* [SOURCE DATA]

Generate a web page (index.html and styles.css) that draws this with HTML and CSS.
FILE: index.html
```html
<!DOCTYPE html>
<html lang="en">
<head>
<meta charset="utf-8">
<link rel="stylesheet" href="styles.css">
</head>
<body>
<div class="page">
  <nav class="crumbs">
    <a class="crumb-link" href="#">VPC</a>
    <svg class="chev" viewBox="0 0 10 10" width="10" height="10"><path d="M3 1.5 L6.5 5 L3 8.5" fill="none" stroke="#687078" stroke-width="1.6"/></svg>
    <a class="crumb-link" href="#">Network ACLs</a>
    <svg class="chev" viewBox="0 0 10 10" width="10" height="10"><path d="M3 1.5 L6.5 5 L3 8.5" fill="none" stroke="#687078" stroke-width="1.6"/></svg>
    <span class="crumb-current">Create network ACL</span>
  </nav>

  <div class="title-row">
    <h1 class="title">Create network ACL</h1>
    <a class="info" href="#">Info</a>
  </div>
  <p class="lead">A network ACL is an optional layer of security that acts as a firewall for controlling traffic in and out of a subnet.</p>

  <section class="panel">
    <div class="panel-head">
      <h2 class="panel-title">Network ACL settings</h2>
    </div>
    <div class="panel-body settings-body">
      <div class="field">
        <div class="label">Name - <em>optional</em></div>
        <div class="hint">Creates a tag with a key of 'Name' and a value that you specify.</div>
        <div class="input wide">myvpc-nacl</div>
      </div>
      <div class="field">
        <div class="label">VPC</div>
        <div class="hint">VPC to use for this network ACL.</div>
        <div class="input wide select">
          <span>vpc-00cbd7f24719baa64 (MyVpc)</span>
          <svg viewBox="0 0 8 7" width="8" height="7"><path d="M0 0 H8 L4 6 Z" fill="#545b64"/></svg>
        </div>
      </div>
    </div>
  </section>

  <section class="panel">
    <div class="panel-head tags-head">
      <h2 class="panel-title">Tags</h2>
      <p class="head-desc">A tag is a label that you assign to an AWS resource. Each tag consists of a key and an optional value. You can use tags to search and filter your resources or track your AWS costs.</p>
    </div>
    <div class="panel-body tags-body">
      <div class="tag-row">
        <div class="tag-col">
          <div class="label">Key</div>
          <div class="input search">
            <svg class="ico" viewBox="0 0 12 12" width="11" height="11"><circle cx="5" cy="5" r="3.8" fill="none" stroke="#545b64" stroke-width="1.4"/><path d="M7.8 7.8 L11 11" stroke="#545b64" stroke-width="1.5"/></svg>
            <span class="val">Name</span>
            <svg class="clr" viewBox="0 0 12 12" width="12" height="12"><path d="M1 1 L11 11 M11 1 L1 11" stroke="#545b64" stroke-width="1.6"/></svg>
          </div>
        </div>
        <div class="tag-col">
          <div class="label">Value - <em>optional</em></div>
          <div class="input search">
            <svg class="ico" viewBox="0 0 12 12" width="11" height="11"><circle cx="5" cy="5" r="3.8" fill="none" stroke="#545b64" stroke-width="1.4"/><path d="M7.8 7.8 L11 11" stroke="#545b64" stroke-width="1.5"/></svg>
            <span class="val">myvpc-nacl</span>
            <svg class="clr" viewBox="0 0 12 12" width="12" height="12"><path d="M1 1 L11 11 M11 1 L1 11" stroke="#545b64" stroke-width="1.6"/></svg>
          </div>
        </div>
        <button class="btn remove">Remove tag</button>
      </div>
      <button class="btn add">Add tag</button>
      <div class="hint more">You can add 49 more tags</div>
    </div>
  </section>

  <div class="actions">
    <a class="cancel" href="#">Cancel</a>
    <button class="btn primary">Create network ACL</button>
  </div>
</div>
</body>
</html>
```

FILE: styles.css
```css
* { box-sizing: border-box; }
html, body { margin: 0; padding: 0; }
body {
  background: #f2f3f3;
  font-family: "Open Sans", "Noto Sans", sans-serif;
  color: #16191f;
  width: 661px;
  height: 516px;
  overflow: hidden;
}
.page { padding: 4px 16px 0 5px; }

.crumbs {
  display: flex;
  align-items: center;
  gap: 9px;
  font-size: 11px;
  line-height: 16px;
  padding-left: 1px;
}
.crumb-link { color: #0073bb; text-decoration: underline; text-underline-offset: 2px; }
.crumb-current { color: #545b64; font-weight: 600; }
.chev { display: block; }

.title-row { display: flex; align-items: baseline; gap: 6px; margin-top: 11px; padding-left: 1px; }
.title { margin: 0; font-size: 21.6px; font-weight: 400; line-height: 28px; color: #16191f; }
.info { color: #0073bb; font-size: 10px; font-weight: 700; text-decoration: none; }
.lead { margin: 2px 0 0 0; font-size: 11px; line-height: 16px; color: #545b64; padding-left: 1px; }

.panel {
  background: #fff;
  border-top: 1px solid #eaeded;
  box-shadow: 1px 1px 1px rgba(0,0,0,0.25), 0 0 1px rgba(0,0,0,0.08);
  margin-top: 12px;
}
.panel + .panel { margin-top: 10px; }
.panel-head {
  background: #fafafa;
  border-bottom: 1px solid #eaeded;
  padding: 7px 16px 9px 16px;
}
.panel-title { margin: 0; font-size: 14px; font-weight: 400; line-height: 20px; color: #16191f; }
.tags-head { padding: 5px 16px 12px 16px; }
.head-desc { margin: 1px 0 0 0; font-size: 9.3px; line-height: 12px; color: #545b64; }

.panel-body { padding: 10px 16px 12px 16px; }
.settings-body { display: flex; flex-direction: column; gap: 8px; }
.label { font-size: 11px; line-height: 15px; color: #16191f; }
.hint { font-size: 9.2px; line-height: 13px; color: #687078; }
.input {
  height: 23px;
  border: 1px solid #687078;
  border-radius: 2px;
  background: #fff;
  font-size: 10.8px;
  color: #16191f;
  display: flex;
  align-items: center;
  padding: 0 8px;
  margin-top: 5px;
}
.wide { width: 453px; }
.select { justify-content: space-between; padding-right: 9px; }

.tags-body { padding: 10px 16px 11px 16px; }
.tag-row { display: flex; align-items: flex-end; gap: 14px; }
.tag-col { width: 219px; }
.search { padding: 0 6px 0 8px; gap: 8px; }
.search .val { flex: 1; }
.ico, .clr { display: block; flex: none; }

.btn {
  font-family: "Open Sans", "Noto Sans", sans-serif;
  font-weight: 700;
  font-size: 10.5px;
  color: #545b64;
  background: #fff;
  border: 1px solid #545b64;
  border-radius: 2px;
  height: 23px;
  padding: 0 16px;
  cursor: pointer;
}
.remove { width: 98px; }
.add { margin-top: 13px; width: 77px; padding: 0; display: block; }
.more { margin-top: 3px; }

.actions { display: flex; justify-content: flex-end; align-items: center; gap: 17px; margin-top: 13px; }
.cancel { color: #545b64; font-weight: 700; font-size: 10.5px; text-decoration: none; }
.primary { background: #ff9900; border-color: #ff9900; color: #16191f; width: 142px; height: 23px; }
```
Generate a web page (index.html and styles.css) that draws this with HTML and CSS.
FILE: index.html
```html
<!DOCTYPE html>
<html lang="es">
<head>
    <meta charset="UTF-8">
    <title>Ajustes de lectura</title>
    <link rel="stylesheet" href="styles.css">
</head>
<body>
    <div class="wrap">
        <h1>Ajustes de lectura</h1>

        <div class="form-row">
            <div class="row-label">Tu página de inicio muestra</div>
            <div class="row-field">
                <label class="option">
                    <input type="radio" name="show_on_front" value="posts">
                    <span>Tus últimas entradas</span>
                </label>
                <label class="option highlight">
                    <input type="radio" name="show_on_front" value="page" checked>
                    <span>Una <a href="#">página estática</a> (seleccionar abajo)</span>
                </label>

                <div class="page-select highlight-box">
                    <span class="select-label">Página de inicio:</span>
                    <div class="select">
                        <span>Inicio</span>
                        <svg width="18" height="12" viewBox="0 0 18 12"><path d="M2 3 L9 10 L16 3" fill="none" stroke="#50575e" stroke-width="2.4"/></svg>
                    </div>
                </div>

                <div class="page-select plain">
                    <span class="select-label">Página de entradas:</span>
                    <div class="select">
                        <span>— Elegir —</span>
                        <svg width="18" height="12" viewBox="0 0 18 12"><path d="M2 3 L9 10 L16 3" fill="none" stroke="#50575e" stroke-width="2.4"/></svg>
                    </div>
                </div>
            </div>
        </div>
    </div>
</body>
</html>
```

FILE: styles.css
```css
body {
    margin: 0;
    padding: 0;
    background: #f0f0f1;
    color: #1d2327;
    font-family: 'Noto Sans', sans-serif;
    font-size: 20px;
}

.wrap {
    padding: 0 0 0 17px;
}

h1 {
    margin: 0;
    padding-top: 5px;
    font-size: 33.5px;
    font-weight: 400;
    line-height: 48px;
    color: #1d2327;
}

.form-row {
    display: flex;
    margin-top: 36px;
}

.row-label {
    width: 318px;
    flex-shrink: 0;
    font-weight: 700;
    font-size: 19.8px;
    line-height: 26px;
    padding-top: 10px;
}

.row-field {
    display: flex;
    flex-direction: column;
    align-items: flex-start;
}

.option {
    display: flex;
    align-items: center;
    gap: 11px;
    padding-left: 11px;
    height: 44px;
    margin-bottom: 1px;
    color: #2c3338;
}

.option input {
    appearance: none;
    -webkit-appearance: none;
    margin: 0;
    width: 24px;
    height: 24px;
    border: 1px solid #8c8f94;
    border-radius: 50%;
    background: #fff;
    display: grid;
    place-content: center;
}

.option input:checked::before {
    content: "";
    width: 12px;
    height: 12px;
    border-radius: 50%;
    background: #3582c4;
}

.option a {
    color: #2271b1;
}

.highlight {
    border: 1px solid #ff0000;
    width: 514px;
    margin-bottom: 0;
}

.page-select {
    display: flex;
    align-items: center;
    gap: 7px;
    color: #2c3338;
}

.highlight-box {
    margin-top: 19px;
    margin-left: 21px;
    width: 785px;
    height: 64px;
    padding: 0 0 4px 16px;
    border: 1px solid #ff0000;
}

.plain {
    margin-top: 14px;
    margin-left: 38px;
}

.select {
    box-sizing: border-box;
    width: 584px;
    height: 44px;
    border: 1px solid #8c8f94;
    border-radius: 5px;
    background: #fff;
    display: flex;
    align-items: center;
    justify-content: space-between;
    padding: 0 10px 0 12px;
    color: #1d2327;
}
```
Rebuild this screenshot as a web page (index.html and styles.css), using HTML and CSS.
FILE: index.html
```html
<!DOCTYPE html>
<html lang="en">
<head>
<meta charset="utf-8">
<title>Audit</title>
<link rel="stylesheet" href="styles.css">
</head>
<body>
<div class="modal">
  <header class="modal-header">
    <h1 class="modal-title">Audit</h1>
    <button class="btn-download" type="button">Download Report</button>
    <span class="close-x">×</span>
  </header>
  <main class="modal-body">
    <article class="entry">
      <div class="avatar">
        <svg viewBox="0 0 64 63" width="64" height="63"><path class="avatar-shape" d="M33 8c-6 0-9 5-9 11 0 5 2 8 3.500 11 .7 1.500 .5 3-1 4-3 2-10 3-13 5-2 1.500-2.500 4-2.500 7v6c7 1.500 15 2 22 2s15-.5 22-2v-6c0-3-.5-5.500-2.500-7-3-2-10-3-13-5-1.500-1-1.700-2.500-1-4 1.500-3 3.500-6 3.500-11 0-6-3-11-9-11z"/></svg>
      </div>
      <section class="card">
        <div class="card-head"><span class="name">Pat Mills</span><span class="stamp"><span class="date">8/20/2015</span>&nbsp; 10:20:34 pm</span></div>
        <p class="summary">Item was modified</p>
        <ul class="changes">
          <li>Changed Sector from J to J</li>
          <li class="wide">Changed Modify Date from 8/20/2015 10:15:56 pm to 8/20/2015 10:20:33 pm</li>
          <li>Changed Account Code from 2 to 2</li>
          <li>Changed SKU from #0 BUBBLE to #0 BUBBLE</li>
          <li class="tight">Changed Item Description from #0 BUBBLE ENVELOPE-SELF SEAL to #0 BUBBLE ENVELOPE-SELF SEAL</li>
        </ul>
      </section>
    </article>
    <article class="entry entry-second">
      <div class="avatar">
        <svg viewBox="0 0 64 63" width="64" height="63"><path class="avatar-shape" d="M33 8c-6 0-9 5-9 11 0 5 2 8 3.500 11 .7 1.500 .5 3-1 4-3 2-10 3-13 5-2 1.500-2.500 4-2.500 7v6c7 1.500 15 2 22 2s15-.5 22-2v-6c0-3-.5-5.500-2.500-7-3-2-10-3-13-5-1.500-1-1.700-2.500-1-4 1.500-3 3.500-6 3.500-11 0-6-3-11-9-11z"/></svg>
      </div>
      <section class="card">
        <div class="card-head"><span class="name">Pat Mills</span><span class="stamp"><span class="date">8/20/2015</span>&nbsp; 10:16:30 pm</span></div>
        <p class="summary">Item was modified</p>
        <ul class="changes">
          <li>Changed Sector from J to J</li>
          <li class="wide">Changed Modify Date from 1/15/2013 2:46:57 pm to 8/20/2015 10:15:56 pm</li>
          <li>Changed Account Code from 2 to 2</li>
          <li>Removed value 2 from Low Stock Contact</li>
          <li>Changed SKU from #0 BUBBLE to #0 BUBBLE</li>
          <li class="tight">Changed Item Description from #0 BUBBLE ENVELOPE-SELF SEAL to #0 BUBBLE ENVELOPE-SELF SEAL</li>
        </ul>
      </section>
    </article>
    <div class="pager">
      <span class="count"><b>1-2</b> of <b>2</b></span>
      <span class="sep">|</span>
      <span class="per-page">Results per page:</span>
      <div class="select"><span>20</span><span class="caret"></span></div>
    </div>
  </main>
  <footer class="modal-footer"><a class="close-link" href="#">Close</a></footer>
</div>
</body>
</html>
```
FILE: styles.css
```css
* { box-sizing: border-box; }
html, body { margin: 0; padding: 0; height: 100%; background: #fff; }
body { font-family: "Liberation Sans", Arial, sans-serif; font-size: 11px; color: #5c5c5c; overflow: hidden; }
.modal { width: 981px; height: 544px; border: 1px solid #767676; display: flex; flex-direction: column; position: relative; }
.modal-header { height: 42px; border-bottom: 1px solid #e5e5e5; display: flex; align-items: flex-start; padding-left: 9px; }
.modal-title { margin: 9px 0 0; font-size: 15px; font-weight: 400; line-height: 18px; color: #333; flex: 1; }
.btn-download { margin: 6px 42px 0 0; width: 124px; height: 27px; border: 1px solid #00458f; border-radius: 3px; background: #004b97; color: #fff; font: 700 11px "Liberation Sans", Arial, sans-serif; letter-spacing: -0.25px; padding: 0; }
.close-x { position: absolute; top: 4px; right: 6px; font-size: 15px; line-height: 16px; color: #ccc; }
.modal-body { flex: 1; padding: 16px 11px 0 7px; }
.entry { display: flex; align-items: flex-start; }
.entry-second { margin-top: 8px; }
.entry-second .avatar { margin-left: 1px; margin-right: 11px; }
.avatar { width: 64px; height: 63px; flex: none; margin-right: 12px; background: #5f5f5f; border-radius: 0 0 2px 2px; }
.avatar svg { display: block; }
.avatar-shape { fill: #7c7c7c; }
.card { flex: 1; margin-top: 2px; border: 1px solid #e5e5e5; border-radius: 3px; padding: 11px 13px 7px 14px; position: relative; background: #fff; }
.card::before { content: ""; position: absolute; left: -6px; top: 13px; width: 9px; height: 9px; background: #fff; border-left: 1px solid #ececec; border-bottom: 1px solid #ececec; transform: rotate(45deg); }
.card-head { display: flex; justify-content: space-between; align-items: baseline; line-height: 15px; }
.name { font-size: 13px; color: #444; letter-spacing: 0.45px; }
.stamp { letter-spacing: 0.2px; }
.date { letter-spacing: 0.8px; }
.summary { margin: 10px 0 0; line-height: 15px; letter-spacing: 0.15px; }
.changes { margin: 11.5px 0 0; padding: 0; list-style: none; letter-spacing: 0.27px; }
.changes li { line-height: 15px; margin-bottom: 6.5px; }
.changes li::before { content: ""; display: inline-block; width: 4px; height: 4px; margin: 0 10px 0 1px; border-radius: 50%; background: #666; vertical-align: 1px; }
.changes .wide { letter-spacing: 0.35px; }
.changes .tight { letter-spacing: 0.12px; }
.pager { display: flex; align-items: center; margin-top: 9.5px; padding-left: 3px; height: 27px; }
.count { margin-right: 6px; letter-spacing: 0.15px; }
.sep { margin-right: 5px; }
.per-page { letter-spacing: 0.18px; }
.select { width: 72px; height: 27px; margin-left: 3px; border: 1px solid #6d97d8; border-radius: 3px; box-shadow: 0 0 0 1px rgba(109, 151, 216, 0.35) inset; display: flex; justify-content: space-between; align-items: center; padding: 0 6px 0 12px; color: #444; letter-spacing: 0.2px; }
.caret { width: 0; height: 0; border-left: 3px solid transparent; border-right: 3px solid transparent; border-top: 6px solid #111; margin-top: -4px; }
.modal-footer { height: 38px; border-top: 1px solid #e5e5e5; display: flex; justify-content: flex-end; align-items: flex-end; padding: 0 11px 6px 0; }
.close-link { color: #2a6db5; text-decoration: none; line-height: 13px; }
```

* [THE TASK]
Count every line in the data where the string "this" occurs. Give nothing except the number.

* [RESULT OF THE EXERCISE]
4